The 6-foot-4, 195-pound wing from Evansville (Ind.) has made 33.3 percent of the 3-pointers he has taken as a senior. Kuric leads the Cardinals at 13.0 points per game.

"One thing you have to do with him is limit his 3-point shots," said Thornton, who will defend Kuric for the Spartans. "He takes about four or five shots a game and once he gets going the other guys really get rolling. It is going to be a tough challenge for us all. We really have to lock in and focus and take care of our jobs.

Michigan State freshman Brandan Kearney will split time defending Kuric and Chris Smith.

Kearney is looking forward to the challenge of defending Louisville on the perimeter after getting taken out of his comfort zone by Saint Louis Dwayne Evans who used his strength advantage to frustrate the Michigan State freshman.

"The guys they have are pretty quick so I can probably use my length against them," said Kearney, "and beat them to spots on the floor or when the try and take me off the dribble."

Limit Turnovers for Touchdowns

Louisville's pressure defense will create turnovers. Michigan State is focused on making sure that turnovers do not lead to run outs and easy transition baskets.

"Transition (is key), especially on the defensive end," said Austin Thornton. "They do a great job of turning turnovers into touchdowns like we like to say. That is one thing that goes back to the offense is taking care of the ball so they don't lead out to easy shots and layups for them."

Fast and Physical

Senior transfer Brandon Wood is convinced that head coach Tom Izzo gives the Spartans an edge during the NCAA Tournament.

"By him being here plenty of times and knowing what it takes to get his team to as prepared as they can be is definitely an advantage," Wood said. "As a team we just have to soak it all in and continue to study on our own and prepare on own in addition to what he has for us."

But Wood knows that players on his team and Louisville will ultimately determine which team will advance to the Elite Eight.
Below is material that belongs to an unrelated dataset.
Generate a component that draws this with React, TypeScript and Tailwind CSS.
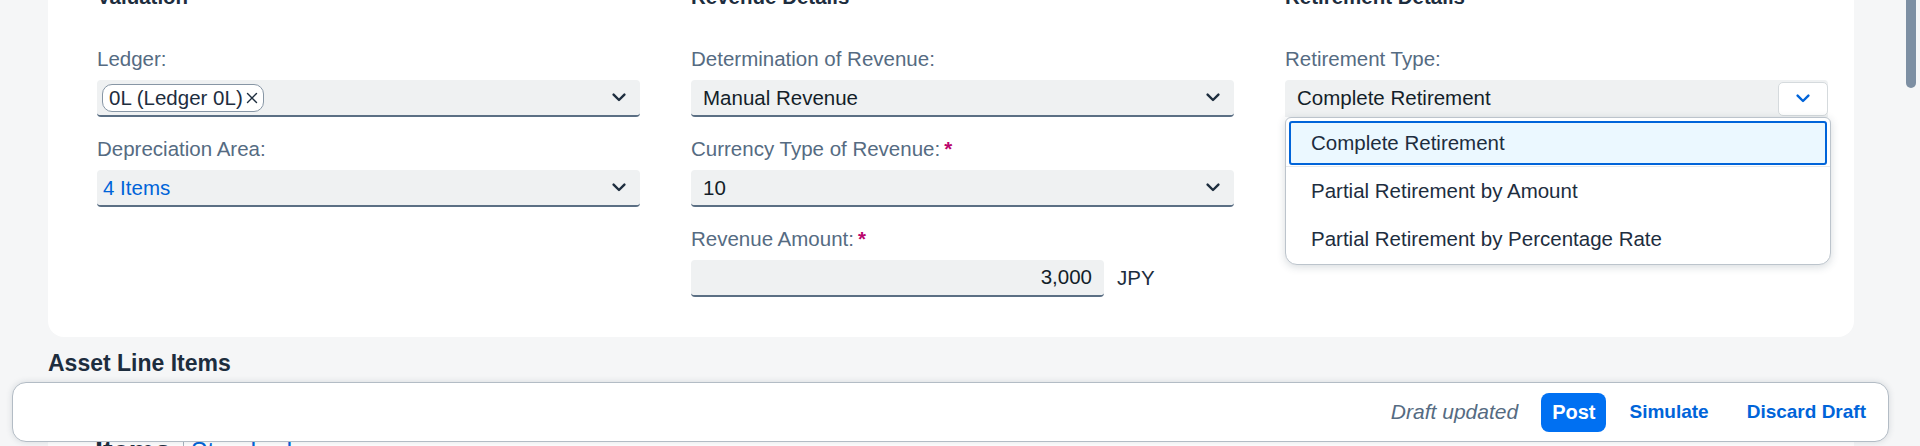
import React from "react";

const Chevron = ({ color = "#1d2d3e", w = 14 }: { color?: string; w?: number }) => (
  <svg width={w} height="9" viewBox="0 0 14 9" fill="none">
    <path d="M1.6 1.6 L7 7 L12.4 1.6" stroke={color} strokeWidth="2.4" strokeLinecap="round" strokeLinejoin="round" />
  </svg>
);

const Close = () => (
  <svg width="12" height="12" viewBox="0 0 12 12" fill="none">
    <path d="M1.5 1.5 L10.5 10.5 M10.5 1.5 L1.5 10.5" stroke="#1d2d3e" strokeWidth="1.4" strokeLinecap="round" />
  </svg>
);

const Label = ({ text, required }: { text: string; required?: boolean }) => (
  <div className="h-[24px] leading-[24px] text-[20.5px] text-[#556b82] flex items-center whitespace-nowrap">
    <span>{text}</span>
    {required && <span className="ml-[4px] font-bold text-[#ba066c]">*</span>}
  </div>
);

const Select = ({ children, pl = "pl-[12px]" }: { children: React.ReactNode; pl?: string }) => (
  <div className={`mt-[9px] h-[37px] bg-[#eff1f2] rounded-[4px] border-b-2 border-[#5b6f84] flex items-center justify-between ${pl} pr-[14px]`}>
    <div className="flex items-center text-[20.5px] text-[#131e29] leading-[35px] whitespace-nowrap">{children}</div>
    <Chevron />
  </div>
);

const Heading = ({ text }: { text: string }) => (
  <div className="h-[24px] leading-[24px] text-[20.5px] font-bold text-[#1d2d3e] whitespace-nowrap">{text}</div>
);

export default function App() {
  return (
    <div className="w-[1920px] h-[446px] overflow-hidden bg-[#f5f6f7] flex font-['Liberation_Sans',Arial,sans-serif]">
      <div className="w-[1902px] relative">
        {/* Form card */}
        <div className="-mt-[40px] ml-[48px] w-[1806px] bg-white rounded-[16px] pt-[25px] pb-[40px] pl-[49px] pr-[26px] flex gap-[51px]">
          {/* Valuation */}
          <div className="w-[543px] flex flex-col">
            <Heading text="Valuation" />
            <div className="mt-[38px] flex flex-col gap-[20px]">
              <div>
                <Label text="Ledger:" />
                <Select pl="pl-[5px]">
                  <span className="inline-flex items-center h-[28px] rounded-[10px] border border-[#8796a5] bg-white pl-[6px] pr-[5px] gap-[3px] text-[20.5px] leading-[26px] text-[#1d2d3e]">
                    0L (Ledger 0L)
                    <Close />
                  </span>
                </Select>
              </div>
              <div>
                <Label text="Depreciation Area:" />
                <Select pl="pl-[6px]">
                  <span className="text-[#0064d9]">4 Items</span>
                </Select>
              </div>
            </div>
          </div>

          {/* Revenue Details */}
          <div className="w-[543px] flex flex-col">
            <Heading text="Revenue Details" />
            <div className="mt-[38px] flex flex-col gap-[20px]">
              <div>
                <Label text="Determination of Revenue:" />
                <Select>Manual Revenue</Select>
              </div>
              <div>
                <Label text="Currency Type of Revenue:" required />
                <Select>10</Select>
              </div>
              <div>
                <Label text="Revenue Amount:" required />
                <div className="mt-[9px] flex items-center">
                  <div className="w-[413px] h-[37px] bg-[#eff1f2] rounded-[4px] border-b-2 border-[#5b6f84] flex items-center justify-end pr-[12px] text-[20.5px] text-[#131e29]">
                    3,000
                  </div>
                  <span className="ml-[13px] text-[20.5px] text-[#1d2d3e]">JPY</span>
                </div>
              </div>
            </div>
          </div>

          {/* Retirement Details */}
          <div className="w-[543px] flex flex-col">
            <Heading text="Retirement Details" />
            <div className="mt-[38px] flex flex-col gap-[20px]">
              <div>
                <Label text="Retirement Type:" />
                <div className="relative mt-[9px]">
                  <div className="h-[37px] bg-[#eff1f2] rounded-t-[4px] flex items-center justify-between pl-[12px]">
                    <span className="text-[20.5px] text-[#131e29] whitespace-nowrap">Complete Retirement</span>
                    <div className="w-[50px] h-[34px] bg-white border border-[#d5dadd] rounded-[5px] flex items-center justify-center">
                      <Chevron color="#0064d9" w={16} />
                    </div>
                  </div>
                  {/* Dropdown popover */}
                  <div className="absolute z-10 left-0 top-[37px] w-[546px] bg-white border border-[#bcc4cc] rounded-t-[6px] rounded-b-[12px] shadow-[0_2px_8px_rgba(34,53,72,0.18)] pb-[1px]">
                    <div className="h-[49px] pt-[3px] px-[3px] border-b border-[#e5e8eb]">
                      <div className="h-[44px] border-2 border-[#0064d9] rounded-[3px] bg-[#ebf8ff] flex items-center pl-[20px] text-[20.5px] text-[#1d2d3e] whitespace-nowrap">
                        Complete Retirement
                      </div>
                    </div>
                    <div className="h-[48px] flex items-center pl-[25px] text-[20.5px] text-[#1d2d3e] whitespace-nowrap">
                      Partial Retirement by Amount
                    </div>
                    <div className="h-[48px] flex items-center pl-[25px] text-[20.5px] text-[#1d2d3e] whitespace-nowrap">
                      Partial Retirement by Percentage Rate
                    </div>
                  </div>
                </div>
              </div>
            </div>
          </div>
        </div>

        {/* Asset Line Items */}
        <div className="ml-[48px] mt-[12px] h-[28px] leading-[28px] text-[23px] font-bold text-[#1d2d3e] whitespace-nowrap">
          Asset Line Items
        </div>
        <div className="ml-[48px] mt-[6px] w-[1806px] h-[120px] bg-white rounded-t-[16px] pt-[51px] pl-[47px] pr-[60px] flex items-start">
          <span className="h-[34px] leading-[34px] text-[29px] font-bold text-[#1d2d3e]">Items</span>
          <span className="ml-[12px] mt-[6px] h-[26px] w-px bg-[#a9b4be]" />
          <span className="ml-[7px] leading-[34px] text-[25px] text-[#0064d9]">Standard</span>
        </div>

        {/* Floating footer */}
        <div className="absolute z-20 left-[12px] top-[382px] w-[1877px] h-[60px] bg-white rounded-[14px] border border-[#b3bcc5] shadow-[0_0_6px_rgba(34,53,72,0.15)] flex items-center justify-end pr-[22px]">
          <span className="italic text-[21px] text-[#556b82] whitespace-nowrap">Draft updated</span>
          <button className="ml-[23px] h-[39px] px-[11px] rounded-[8px] bg-[#0070f2] text-white font-bold text-[20px]">
            Post
          </button>
          <span className="ml-[23px] font-bold text-[19px] text-[#0064d9] whitespace-nowrap">Simulate</span>
          <span className="ml-[38px] font-bold text-[19px] text-[#0064d9] whitespace-nowrap">Discard Draft</span>
        </div>
      </div>

      {/* Scrollbar */}
      <div className="w-[18px] h-full">
        <div className="ml-[4px] -mt-[14px] w-[10px] h-[102px] rounded-full bg-[#7d8fa3]" />
      </div>
    </div>
  );
}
"This is the Sweet Sixteen and this is where every team wants to be," said Wood. "Each team is going to do whatever we can do to get to the next round. I think it is going to be a war, it is going to be a fight, fast, physical, whatever adjective you can think of. We are just ready for it. I think we are prepared as we are going to be and looking forward to tomorrow night."

Green: "I hate losing, more than I love winning"

When it comes to Michigan State basketball greats, Earvin "Magic" Johnson stands above all others. Draymond Green is not Magic, but he does share some things in common with the Spartan icon.

"The most important thing about me as a competitor, is that I hate losing more than I love winning," said Green. "Losing just doesn't sit well with me in anything that I am doing. From the stories that I hear about Magic, he's the same way. I think that is why as I have been a Spartan and got to know him more, my respect for him continues to grow."